The judge sided with William, stating that Susan did not show enough evidence that justified going against the limits outlined in the act. The judge also stated that Susan should not have expected infinite payments of alimony.

Susan appealed stating the applied durational limits were “unconstitutionally retroactive”. The establishment of the act came after the divorce date and the agreement of separation. Susan proposed that the application of the act in this circumstance is unjustified.

In terms of retroactivity the court stated, “When a party argues that a statute is impermissibly retroactive we first "must determine whether the law . . . has a retroactive effect. If not, and assuming the law is otherwise constitutional, no further inquiry is necessary."  If the statute is determined to be retroactive we must ask two more questions: "whether the Legislature clearly intended it to be retroactive" and "[w]here it so intended, . . . whether retroactive application is constitutional."

To answer the first question, the SJC applied the "new legal consequences" test as articulated by the United States Supreme Court in Landgraf.  The SJC though it was important that Susan had an opportunity to show that the durational limits should not apply to her, and only created a presumption.  The SJC indicated that applying a presumption does not attach new legal consequence to the prior events and therefore does not violate due process.  "Thus, the act compels no new legal consequences to the bargains struck by parties in merged alimony agreements entered into prior to the act's effective date."

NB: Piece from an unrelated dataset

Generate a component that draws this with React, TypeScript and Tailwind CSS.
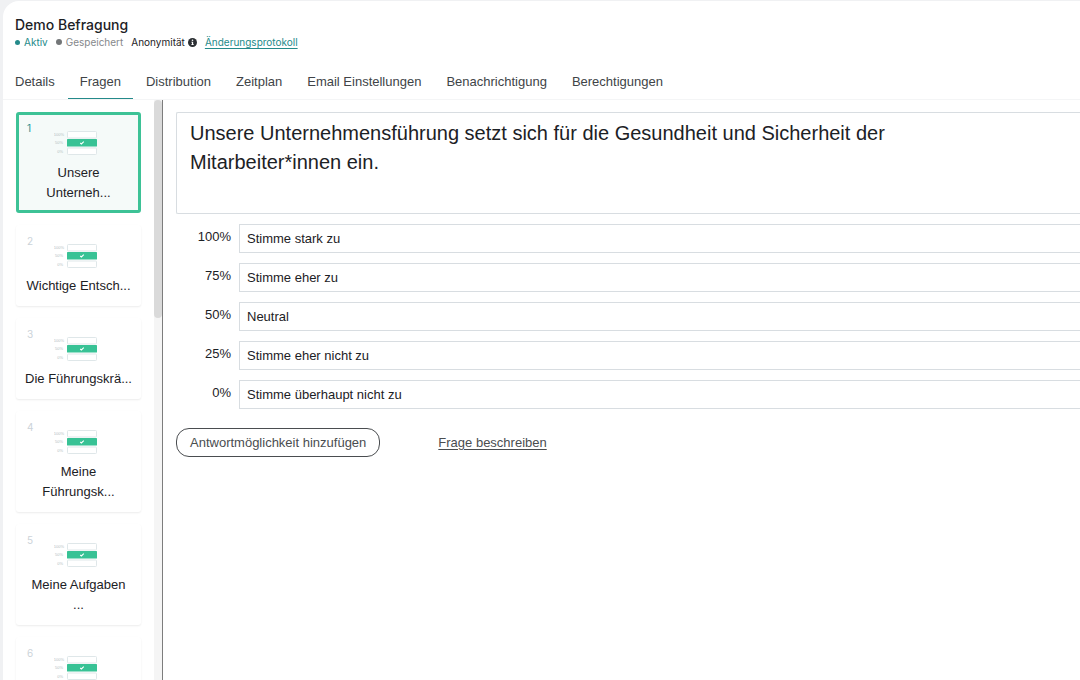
import { useState } from "react";
import clsx from "clsx";

const tabs = [
  "Details",
  "Fragen",
  "Distribution",
  "Zeitplan",
  "Email Einstellungen",
  "Benachrichtigung",
  "Berechtigungen",
];

const questions = [
  "Unsere Unterneh...",
  "Wichtige Entsch...",
  "Die Führungskrä...",
  "Meine Führungsk...",
  "Meine Aufgaben\n...",
  "Meine Arbeit ist...",
];

const initialAnswers = [
  { score: "100%", label: "Stimme stark zu" },
  { score: "75%", label: "Stimme eher zu" },
  { score: "50%", label: "Neutral" },
  { score: "25%", label: "Stimme eher nicht zu" },
  { score: "0%", label: "Stimme überhaupt nicht zu" },
];

/** Thumbnail of a scale question: three answer bars, the middle one picked */
function ScaleIcon() {
  return (
    <svg width="49" height="24" viewBox="0 0 49 24" aria-hidden="true">
      <g fontSize="4" textAnchor="end" fill="#b4bec3">
        <text x="10" y="5">100%</text>
        <text x="9" y="13">50%</text>
        <text x="9" y="22">0%</text>
      </g>
      <rect x="13.5" y="0.5" width="29" height="6.5" rx="0.8" fill="#fff" stroke="#dfe7e9" />
      <rect x="13.5" y="17" width="29" height="6.5" rx="0.8" fill="#fff" stroke="#dfe7e9" />
      <rect x="13" y="8" width="30" height="7.5" rx="0.6" fill="#38c295" />
      <path d="M26.2 12l1.2 1 2.4-2.4" fill="none" stroke="#fff" strokeWidth="1.1" />
    </svg>
  );
}

function InfoIcon() {
  return (
    <svg width="9" height="9" viewBox="0 0 18 18" aria-hidden="true">
      <circle cx="9" cy="9" r="9" fill="#2b2f33" />
      <circle cx="9" cy="4.6" r="1.6" fill="#fff" />
      <path d="M6.6 7.4h3.7v5h1.3v1.8H6.6v-1.8h1.3V9.2H6.6z" fill="#fff" />
    </svg>
  );
}

interface QuestionCardProps {
  index: number;
  title: string;
  active: boolean;
  onSelect: () => void;
}

function QuestionCard({ index, title, active, onSelect }: QuestionCardProps) {
  return (
    <button
      type="button"
      onClick={onSelect}
      className={clsx(
        "relative flex w-full shrink-0 flex-col items-center rounded-[3px] border-3 px-[5px] pt-4 pb-[7px] text-[13px] leading-5 text-[#1c2125]",
        active
          ? "border-[#3dc296] bg-[#f5faf9]"
          : "border-transparent bg-white shadow-[0_1px_2px_rgba(0,0,0,0.08)]"
      )}
    >
      <span
        className={clsx(
          "absolute top-[7px] left-2 font-['Inter','Liberation_Sans',sans-serif] text-[10px] leading-3",
          active ? "text-[#2a9090]" : "text-[#ccd3d9]"
        )}
      >
        {index}
      </span>
      <ScaleIcon />
      <span className="mt-2 whitespace-pre-line">{title}</span>
    </button>
  );
}

export default function App() {
  const [activeTab, setActiveTab] = useState("Fragen");
  const [activeQuestion, setActiveQuestion] = useState(0);
  const [question, setQuestion] = useState(
    "Unsere Unternehmensführung setzt sich für die Gesundheit und Sicherheit der Mitarbeiter*innen ein."
  );
  const [answers, setAnswers] = useState(initialAnswers);

  const updateAnswer = (index: number, label: string) => {
    setAnswers((prev) => prev.map((a, i) => (i === index ? { ...a, label } : a)));
  };

  return (
    <div className="flex h-screen flex-col overflow-hidden bg-[#f0f1f3] pt-px pl-[3px] font-['Liberation_Sans',Arial,sans-serif] text-[#1c2125]">
      <div className="flex min-h-0 flex-1 flex-col rounded-tl-2xl bg-white">
        <header className="px-3 pt-[14px] font-['Inter','Liberation_Sans',sans-serif]">
          <h1 className="text-sm leading-5 font-medium">Demo Befragung</h1>
          <div className="flex items-center text-[10px] leading-[14px]">
            <span className="flex items-center gap-1 text-[#248a8a]">
              <span className="size-[5px] rounded-full bg-[#248a8a]" />
              Aktiv
            </span>
            <span className="ml-2 flex items-center gap-1 text-[#85888b]">
              <span className="size-[6px] rounded-full bg-[#737678]" />
              Gespeichert
            </span>
            <span className="ml-2 flex items-center gap-[3px]">
              Anonymität
              <InfoIcon />
            </span>
            <a href="#" className="ml-2 text-[#248a8a] underline underline-offset-2">
              Änderungsprotokoll
            </a>
          </div>
        </header>

        <nav className="mt-4 flex gap-px border-b border-[#f4f5f6] text-[13px] leading-5">
          {tabs.map((tab) => (
            <button
              key={tab}
              type="button"
              onClick={() => setActiveTab(tab)}
              className={clsx(
                "border-b px-3 pt-[7px] pb-[6px] whitespace-nowrap text-[#404447]",
                tab === activeTab ? "border-[#248a8a]" : "border-transparent"
              )}
            >
              {tab}
            </button>
          ))}
        </nav>

        <div className="flex min-h-0 flex-1">
          <aside className="flex w-40 shrink-0 border-r border-[#7d7d7d]">
            <div className="flex flex-1 flex-col gap-3 overflow-hidden px-[13px] pt-3">
              {questions.map((title, i) => (
                <QuestionCard
                  key={title}
                  index={i + 1}
                  title={title}
                  active={i === activeQuestion}
                  onSelect={() => setActiveQuestion(i)}
                />
              ))}
            </div>
            {/* Scroll track */}
            <div className="w-2 bg-[#f5f5f5]">
              <div className="h-[218px] rounded-full bg-[#dadada]" />
            </div>
          </aside>

          <main className="min-w-0 flex-1 pt-3 pl-[13px]">
            <textarea
              aria-label="Frage"
              value={question}
              onChange={(e) => setQuestion(e.target.value)}
              className="block h-[102px] w-full resize-none rounded-l-[2px] border border-r-0 border-[#d8dde1] py-[6px] pr-36 pl-[13px] text-[20px] leading-[29px] outline-none"
            />

            <div className="mt-[10px] flex flex-col gap-[10px]">
              {answers.map((answer, i) => (
                <div key={answer.score} className="flex items-start gap-2">
                  <label
                    htmlFor={`answer-${i}`}
                    className="w-[55px] text-right text-[13px] leading-[26px]"
                  >
                    {answer.score}
                  </label>
                  <input
                    id={`answer-${i}`}
                    type="text"
                    value={answer.label}
                    onChange={(e) => updateAnswer(i, e.target.value)}
                    className="h-[29px] min-w-0 flex-1 border border-r-0 border-[#d8dde1] px-[7px] text-[13px] outline-none"
                  />
                </div>
              ))}
            </div>

            <div className="mt-[19px] flex items-center gap-[58px] text-[13px] text-[#4a4d50]">
              <button
                type="button"
                className="h-[29px] rounded-[13px] border border-[#4a4d50] px-[13px] whitespace-nowrap"
              >
                Antwortmöglichkeit hinzufügen
              </button>
              <a href="#" className="underline underline-offset-2">
                Frage beschreiben
              </a>
            </div>
          </main>
        </div>
      </div>
    </div>
  );
}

Both couples dealt with the Alimony Reform Act and both cases were affected by the new duration limits that stripped the obligation for alimony after a period of time. Though the definition of alimony still requires that the party with an ability to pay may be required to support the spouse with a need, these durational limits directly enforce the language added to the alimony definition by the Alimony Reform Act: "for a reasonable period of time."